I hear a cat meow from inside her apartment. “He didn’t come today. He always comes on Sundays.”

“I know, he got tied up. He asked me to stop by tonight. We just starting seeing each other.”

“You want to surprise him?”

“Right.”

“Interesting. Hold on,” she says, winking at me in a stagey way. “He gave me a key in case he forgets it.” She scuffs into her apartment in Birkenstocks and returns with a key on a ring. “He does forget it sometimes. He’s kind of strange, in that cap and sunglasses all the time. I like her, though.”

“Her?”

“Whoops! You didn’t hear it from me! Give him hell!” she says, slapping the key in my palm; then she turns on her heel and scuffs inside. I hear the cat meow again as she closes the door.

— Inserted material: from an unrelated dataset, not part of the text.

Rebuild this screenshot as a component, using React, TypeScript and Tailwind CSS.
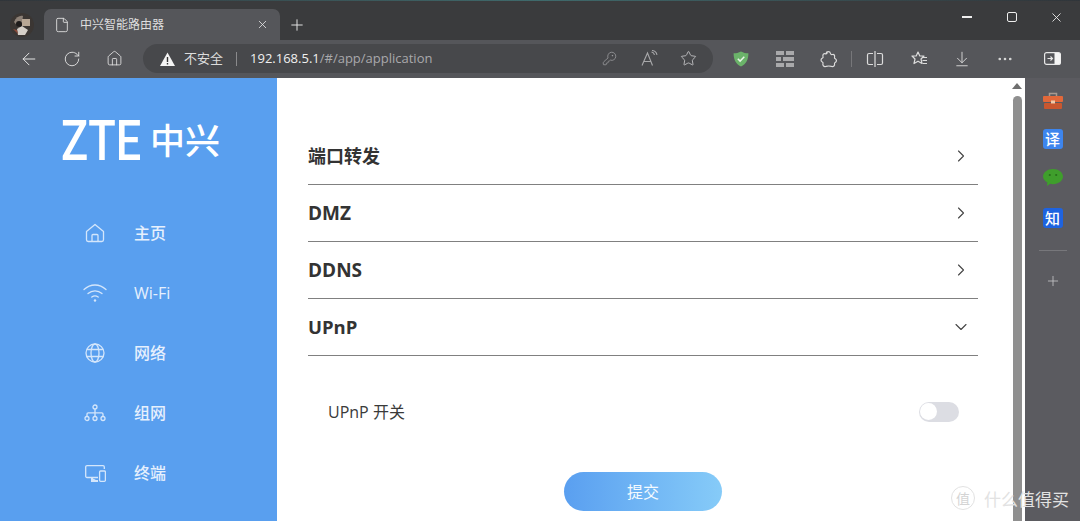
import { ArrowDownToLine, ArrowLeft, ChevronDown, ChevronRight, File, House, KeyRound, MoreHorizontal, Plus, RotateCw, Star, X } from "lucide-react";
import type { ReactNode } from "react";

const cjk = "font-['Open_Sans','Noto_Sans_CJK_SC',sans-serif]";

function Avatar() {
  return (
    <svg width="26" height="26" viewBox="0 0 26 26" className="shrink-0">
      <circle cx="13" cy="13" r="12" fill="#3b3633" />
      <path d="M5 10c2-5 6-7 9-6l-1 7-3 5z" fill="#8d8177" />
      <rect x="13" y="7" width="8" height="7" fill="#b8a795" />
      <path d="M8 17l5-3 6 4-3 5H9z" fill="#d5cfc8" />
      <circle cx="10" cy="12" r="3" fill="#1e1b1a" />
      <path d="M4 17l4 1 1 4z" fill="#8a4a3a" />
    </svg>
  );
}

function Shield() {
  return (
    <svg width="18" height="18" viewBox="0 0 18 18">
      <path d="M9 1.5c2.5 1.3 4.8 1.8 7.4 1.8 0 6.3-2 10.6-7.4 13.2C3.600 13.900 1.600 9.600 1.600 3.300 4.200 3.300 6.500 2.800 9 1.500z" fill="#6bb36a" />
      <path d="M5.800 8.800l2.300 2.300 4.200-4.300" fill="none" stroke="#e8f5e8" strokeWidth="1.500" />
    </svg>
  );
}

function GridIcon() {
  return (
    <svg width="18" height="16" viewBox="0 0 18 16" fill="#a9a9ab">
      <rect x="0" y="0" width="8" height="4" />
      <rect x="10" y="0" width="8" height="4" />
      <rect x="0" y="6" width="5" height="4" />
      <rect x="7" y="6" width="11" height="4" />
      <rect x="0" y="12" width="8" height="4" />
      <rect x="10" y="12" width="8" height="4" />
    </svg>
  );
}

function PuzzleIcon() {
  return (
    <svg width="18" height="18" viewBox="0 0 18 18" fill="none" stroke="#dcdcdc" strokeWidth="1.200">
      <path d="M6 3.500c.5-2.500 4-2.500 4.500 0 .2 1 1 1.200 2 1 1.800-.3 2.500 1 2 2.800-.2.800.1 1.100.8 1.400 1.500.8 1.500 3 0 3.800-.7.300-1 .7-.8 1.400.5 2-1 3-3 2.500-2-.6-3.500-.6-5.500 0-2.300.6-3.600-1-3-3 .3-1-.2-1.300-1-1.700-1.400-.8-1.200-2.800.2-3.400 1-.4 1.200-1 .8-2-.6-1.800.8-3 2.400-2.500.8.200 1.400 0 1.600-.8z" />
    </svg>
  );
}

function SplitIcon() {
  return (
    <svg width="18" height="18" viewBox="0 0 18 18" fill="none" stroke="#dcdcdc" strokeWidth="1.200">
      <path d="M9 1v16M7 3.500H3a1.500 1.500 0 0 0-1.500 1.500v8A1.500 1.500 0 0 0 3 14.500h4M11 3.500h4A1.500 1.500 0 0 1 16.500 5v8a1.500 1.500 0 0 1-1.500 1.500h-4" />
    </svg>
  );
}

function FavoritesIcon() {
  return (
    <svg width="18" height="18" viewBox="0 0 18 18" fill="none" stroke="#dcdcdc" strokeWidth="1.200">
      <path d="M7 2l1.800 4H13l-3 3 1 4.500-4-2.300-4 2.300 1-4.500-3-3h4.200z" strokeLinejoin="round" />
      <path d="M12 7.500h4M11.500 10.500h4.500M11.500 13.500h4.500" />
    </svg>
  );
}

function PanelIcon() {
  return (
    <svg width="17" height="13" viewBox="0 0 17 13">
      <rect x=".6" y=".6" width="15.800" height="11.800" rx="2" fill="none" stroke="#e8e8e8" strokeWidth="1.200" />
      <path d="M10.500 1h4.500a1.500 1.500 0 0 1 1.500 1.500v8a1.500 1.500 0 0 1-1.500 1.500h-4.500z" fill="#f5f5f5" />
      <path d="M3.500 6.500h5M6.500 4.500l2 2-2 2" fill="none" stroke="#e8e8e8" strokeWidth="1.100" />
    </svg>
  );
}

function SpeakIcon() {
  return (
    <svg width="18" height="17" viewBox="0 0 18 17" fill="none" stroke="#a8a8aa" strokeWidth="1.100">
      <path d="M1 15.500L6.500 3l5 12.500M3 11.500h7" />
      <path d="M10.500 2c1.500.2 2.600 1.200 3 2.800M11 .5c2.500.2 4.400 1.800 5 4.300" />
    </svg>
  );
}

function HomeIcon() {
  return (
    <svg width="20" height="20" viewBox="0 0 20 20" fill="none" stroke="#d4e6fb" strokeWidth="1.300">
      <path d="M1.500 8.500L10 1.500l8.500 7v8.300a1.700 1.700 0 0 1-1.700 1.700H3.200a1.700 1.700 0 0 1-1.700-1.700z" strokeLinejoin="round" />
      <path d="M7 18.500v-6a1 1 0 0 1 1-1h4a1 1 0 0 1 1 1v6" />
    </svg>
  );
}

function WifiIcon() {
  return (
    <svg width="24" height="19" viewBox="0 0 24 19" fill="none" stroke="#d4e6fb" strokeWidth="1.300" strokeLinecap="round">
      <path d="M1 6.500C7.500 .5 16.500 .5 23 6.500" />
      <path d="M5 10.500c4-3.600 10-3.600 14 0" />
      <path d="M8.800 14c2-1.500 4.400-1.500 6.400 0" />
      <circle cx="12" cy="17.500" r="1.200" fill="#d4e6fb" stroke="none" />
    </svg>
  );
}

function GlobeIcon() {
  return (
    <svg width="20" height="20" viewBox="0 0 20 20" fill="none" stroke="#d4e6fb" strokeWidth="1.300">
      <circle cx="10" cy="10" r="9" />
      <ellipse cx="10" cy="10" rx="4" ry="9" />
      <path d="M1.800 6.500h16.400M1.800 13.500h16.400" />
    </svg>
  );
}

function TreeIcon() {
  return (
    <svg width="22" height="18" viewBox="0 0 22 18" fill="none" stroke="#d4e6fb" strokeWidth="1.300">
      <circle cx="11" cy="3" r="2" />
      <circle cx="3" cy="14.500" r="2" />
      <circle cx="11" cy="14.500" r="2" />
      <circle cx="19" cy="14.500" r="2" />
      <path d="M11 5v7.500M3 12.500V10c0-.8.500-1.200 1.200-1.200h13.600c.7 0 1.200.4 1.200 1.200v2.500" />
    </svg>
  );
}

function DevicesIcon() {
  return (
    <svg width="21" height="17" viewBox="0 0 21 17" fill="none" stroke="#d4e6fb" strokeWidth="1.300">
      <path d="M13 12.500H2a1.300 1.300 0 0 1-1.300-1.300V2A1.300 1.300 0 0 1 2 .7h16A1.300 1.300 0 0 1 19.300 2v2" />
      <rect x="14.600" y="6" width="5.800" height="10.300" rx="1" />
      <path d="M7 13v3h6" fill="#d4e6fb" strokeWidth="2" />
    </svg>
  );
}

function NavItem({ icon, label, height }: { icon: ReactNode; label: string; height: string }) {
  return (
    <div className={`flex items-center ${height}`}>
      <div className="flex w-[134px] justify-center pl-[56px]">{icon}</div>
      <span className={`${cjk} text-[16px] font-medium text-[#e6f0fd]`}>{label}</span>
    </div>
  );
}

function AccordionRow({ title, size, open }: { title: string; size: string; open?: boolean }) {
  return (
    <div className="flex h-[57px] items-center justify-between border-b border-[#808080]">
      <span className={`${cjk} ${size} font-bold text-[#333333]`}>{title}</span>
      {open ? (
        <ChevronDown size={20} strokeWidth={1.300} className="mr-[7px] text-[#444444]" />
      ) : (
        <ChevronRight size={20} strokeWidth={1.300} className="mr-[7px] text-[#444444]" />
      )}
    </div>
  );
}

export default function App() {
  return (
    <div className="relative flex h-[521px] w-[1080px] flex-col overflow-hidden bg-[#3a3b3d]">
      <div className="h-px bg-gradient-to-r from-[#30353a] via-[#3f6a6c] to-[#30353a]" />
      {/* title bar */}
      <div className="flex h-[39px] items-end">
        <div className="flex h-[39px] w-[44px] items-center justify-center pt-[9px]">
          <Avatar />
        </div>
        <div className="flex h-[31px] w-[236px] items-center rounded-t-[7px] bg-[#55565a] pl-[10px] pr-[11px]">
          <File size={16} strokeWidth={1.300} className="text-[#e4e4e4]" />
          <span className={`${cjk} ml-[10px] flex-1 text-[12px] text-[#dedede]`}>中兴智能路由器</span>
          <X size={13} strokeWidth={1.500} className="text-[#e8e8e8]" />
        </div>
        <div className="flex h-[31px] w-[34px] items-center justify-center">
          <Plus size={18} strokeWidth={1.300} className="text-[#e4e4e4]" />
        </div>
        <div className="flex h-[31px] flex-1 items-start justify-end">
          <div className="mt-[-1px] mr-[1px] flex w-[135px] items-center">
            <div className="flex h-[18px] w-[45px] items-center justify-center">
              <div className="h-[2px] w-[10px] bg-[#eeeeee]" />
            </div>
            <div className="flex h-[18px] w-[45px] items-center justify-center">
              <div className="h-[10px] w-[10px] rounded-[2px] border border-[#eeeeee]" />
            </div>
            <div className="flex h-[18px] w-[45px] items-center justify-center">
              <X size={15} strokeWidth={1.400} className="text-[#eeeeee]" />
            </div>
          </div>
        </div>
      </div>
      {/* toolbar */}
      <div className="flex h-[38px] items-center bg-[#55565a] pb-[1px]">
        <div className="flex w-[143px] items-center pl-[19px]">
          <ArrowLeft size={20} strokeWidth={1.200} className="text-[#e4e4e4]" />
          <RotateCw size={18} strokeWidth={1.200} className="ml-[24px] text-[#e4e4e4]" />
          <House size={17} strokeWidth={1.200} className="ml-[25px] text-[#e4e4e4]" />
        </div>
        <div className="flex h-[29px] w-[570px] items-center rounded-full bg-[#47484b] pl-[17px] pr-[16px]">
          <svg width="15" height="14" viewBox="0 0 15 14">
            <path d="M7.500 .5L15 14H0z" fill="#f4f4f4" />
            <path d="M6.800 5h1.400v5H6.800zM6.800 11h1.400v1.400H6.800z" fill="#333333" />
          </svg>
          <span className={`${cjk} ml-[9px] text-[13px] text-[#dcdcdc]`}>不安全</span>
          <div className="mx-[13px] h-[14px] w-px bg-[#8a8a8c]" />
          <span className="font-['Open_Sans',sans-serif] text-[13px] text-[#f0f0f0]">
            192.168.5.1<span className="text-[#a9a9ab]">/#/app/application</span>
          </span>
          <div className="flex-1" />
          <KeyRound size={15} strokeWidth={1.100} className="text-[#a8a8aa]" />
          <div className="ml-[24px]"><SpeakIcon /></div>
          <Star size={17} strokeWidth={1.200} className="ml-[21px] text-[#c8c8ca]" />
        </div>
        <div className="flex flex-1 items-center pl-[19px]">
          <Shield />
          <div className="ml-[26px]"><GridIcon /></div>
          <div className="ml-[26px]"><PuzzleIcon /></div>
          <div className="ml-[13px] h-[16px] w-px bg-[#77777a]" />
          <div className="ml-[14px]"><SplitIcon /></div>
          <div className="ml-[27px]"><FavoritesIcon /></div>
          <ArrowDownToLine size={18} strokeWidth={1.200} className="ml-[24px] text-[#dcdcdc]" />
          <MoreHorizontal size={18} strokeWidth={1.500} className="ml-[25px] text-[#dcdcdc]" />
          <div className="ml-[30px]"><PanelIcon /></div>
        </div>
      </div>
      {/* page */}
      <div className="flex min-h-0 flex-1">
        <aside className="flex w-[277px] shrink-0 flex-col bg-[#599fef]">
          <div className="flex h-[125px] items-center pb-[4px] pl-[61px] text-white">
            <span className="w-[85px] origin-left scale-x-[0.82] pt-[6px] font-['Roboto',sans-serif] text-[55px] leading-none font-medium">ZTE</span>
            <span className="ml-[4px] font-['Noto_Sans_CJK_SC',sans-serif] text-[35px] leading-none font-medium">中兴</span>
          </div>
          <NavItem icon={<HomeIcon />} label="主页" height="h-[60px]" />
          <NavItem icon={<WifiIcon />} label="Wi-Fi" height="h-[59px]" />
          <NavItem icon={<GlobeIcon />} label="网络" height="h-[61px]" />
          <NavItem icon={<TreeIcon />} label="组网" height="h-[60px]" />
          <NavItem icon={<DevicesIcon />} label="终端" height="h-[60px]" />
        </aside>
        <main className="flex min-w-0 flex-1 flex-col bg-white pl-[31px] pr-[33px] pt-[50px]">
          <AccordionRow title="端口转发" size="text-[18px]" />
          <AccordionRow title="DMZ" size="text-[19px]" />
          <AccordionRow title="DDNS" size="text-[19px]" />
          <AccordionRow title="UPnP" size="text-[18.500px]" open />
          <div className="flex h-[111px] items-center justify-between pl-[20px] pr-[19px]">
            <span className={`${cjk} text-[16px] text-[#3a3a3a]`}>UPnP 开关</span>
            <div className="flex h-[20px] w-[40px] items-center rounded-full bg-[#dcdde3] pl-[1px]">
              <div className="h-[17px] w-[17px] rounded-full bg-white" />
            </div>
          </div>
          <div className="flex justify-center pt-[5px]">
            <button
              type="button"
              className={`${cjk} h-[39px] w-[158px] rounded-full bg-gradient-to-r from-[#5a9ff0] to-[#86cbf8] text-[16px] text-[#f4faff]`}
            >
              提交
            </button>
          </div>
        </main>
        {/* scrollbar */}
        <div className="flex w-[14px] shrink-0 flex-col items-center bg-white pl-[1px] pr-[3px]">
          <div className="mt-[5px] h-0 w-0 border-x-[5px] border-b-[6px] border-x-transparent border-b-[#6f6f6f]" />
          <div className="mt-[7px] w-[9px] flex-1 rounded-t-full bg-[#8f8f8f]" />
        </div>
        {/* edge sidebar */}
        <div className="flex w-[55px] shrink-0 flex-col items-center bg-[#5b5b60] pt-[14px]">
          <svg width="20" height="17" viewBox="0 0 20 17">
            <path d="M6.500 4V1.500h7V4" fill="none" stroke="#a89a90" strokeWidth="1.500" />
            <rect x="0" y="4" width="20" height="6" rx="1" fill="#e2683a" />
            <rect x="1" y="11" width="18" height="6" rx="1" fill="#c9572f" />
            <rect x="8" y="8.500" width="4" height="3" fill="#f0c9a8" />
          </svg>
          <div className={`${cjk} mt-[20px] flex h-[20px] w-[20px] items-center justify-center rounded-[3px] bg-[#3d85ee] text-[15px] leading-none font-medium text-white`}>译</div>
          <svg width="20" height="18" viewBox="0 0 20 18" className="mt-[20px]">
            <path d="M10 0c5.500 0 10 3.400 10 7.600s-4.500 7.600-10 7.600c-1 0-2-.1-2.900-.4L4 17l.3-3.500C1.700 12.100 0 10 0 7.600 0 3.400 4.500 0 10 0z" fill="#3f9e2c" />
            <circle cx="6.800" cy="6" r="1.100" fill="#2a6d1c" />
            <circle cx="13.200" cy="6" r="1.100" fill="#2a6d1c" />
          </svg>
          <div className={`${cjk} mt-[21px] flex h-[20px] w-[20px] items-center justify-center rounded-[3px] bg-[#1e63e0] text-[15px] leading-none font-medium text-white`}>知</div>
          <div className="mt-[22px] h-px w-[28px] bg-[#77777b]" />
          <Plus size={16} strokeWidth={1.200} className="mt-[22px] text-[#c8c8ca]" />
        </div>
      </div>
      {/* watermark */}
      <div className="absolute bottom-[11px] right-[11px] flex items-center gap-[9px]">
        <div className="flex h-[24px] w-[24px] items-center justify-center rounded-full border border-[#e2e2e2] font-['Noto_Sans_CJK_SC',sans-serif] text-[14px] leading-none text-[#d4d4d4]">值</div>
        <span className="font-['Noto_Sans_CJK_SC',sans-serif] text-[17px] leading-none text-[#e2e2e2]">什么值得买</span>
      </div>
    </div>
  );
}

I trudge up the stairs with a sense of dread. I like her, though. Who is she? The shabby carpeted stair winds around to the left, and at the top are two doors, 2A and 2B. The checkbook said 2B, so I slip the key into its lock. It opens easily, eager to reveal its secret, even if I’m not so eager to know it.

The room is dark, except for a streetlight streaming through the bay windows at the other end of the room. It looks like an efficiency, with a single bed against the wall. A chain hangs down from an overhead light, and I yank it on.

What I see shocks me.

All over the apartment, everywhere I look, are toys. Against the wall are white IKEA shelves full of stuffed animals. A plush tiger. Pinocchio. A Steiff lion. Mickey Mouse. They’re crammed onto the shelves in all directions, sticking out by their cartoon feet and white-gloved hands. The lower shelves are stacked with an array of games. Candyland. Don’t Break the Ice. Clue. Monopoly.

Stunned, I close the door behind me.

A child’s room. Does Armen have a child? The woman downstairs said he comes on Sundays, like lots of divorced fathers. Like Sam. Is Armen divorced? Was he married before?

What is this all about?

I walk stiffly to the middle of the room and pick up a stuffed Dalmatian puppy from the couch. It looks back at me, round-eyed, blank.

Who is this child? Who is this woman?

I rummage through the stuffed animals on the shelves, then the games. Toy cats and teddy bears fly off the shelves in my wake. I feel myself getting angry, losing control. Who is this woman? Who is this child?

I tear the plastic lid off a white toy box full of blocks and root to the bottom. Nothing, except for plastic beads and a pirate’s scabbard.

I move to a bookshelf next to the toy box, also white. It’s full of children’s books, more than most libraries, and many in hardback. I snatch them out, one by one, enraged. Why didn’t he tell me, that night on the couch? I hear the sound of my own panting and watch with satisfaction as Goodnight Moon and Where the Wild Things Are fall to the soft carpet, littering it.

I take the next book from the shelf. Eloise. There’s a pang deep within my chest; I know this book, but I have yet to buy it for Maddie.

How do I know Eloise?

I open it, going through it page by oversized page, trying to remember. I come to a page that at first looks ripped but unfolds at the top. I trace the trail of Eloise from a distant memory, my nail running along the dotted red line that goes up and down on the elevator. I remember a thick fingernail tracing these same travels. See, here she goes. The finger is yellow-stained at the edge with nicotine, and the hand is warm as my own hand rides around on top of his. My father’s hand. See, Princess?

And then he left.

I love you.

Liars, liars all. I let the book fall to the floor.

Suddenly, I hear a noise at the windows behind me. I turn around, but nothing’s there. I hear the noise again, like a rustling outside. I reach overhead and turn off the light. The room goes black just as a figure climbs onto the porch roof outside the bay window.

I back up against the wall.

The figure creeps toward the window, silhouetted in the streetlight. I feel my hackles rise. Someone is about to break in. Who knows about this apartment? Armen’s killer?

The figure removes the portable screen from the window and places it on the roof without a sound. A professional. The streetlight glistens on his black leather jacket, stretched tight over a powerful back. I watch, dry-mouthed, as he jiggles the center window and it comes open in his hands.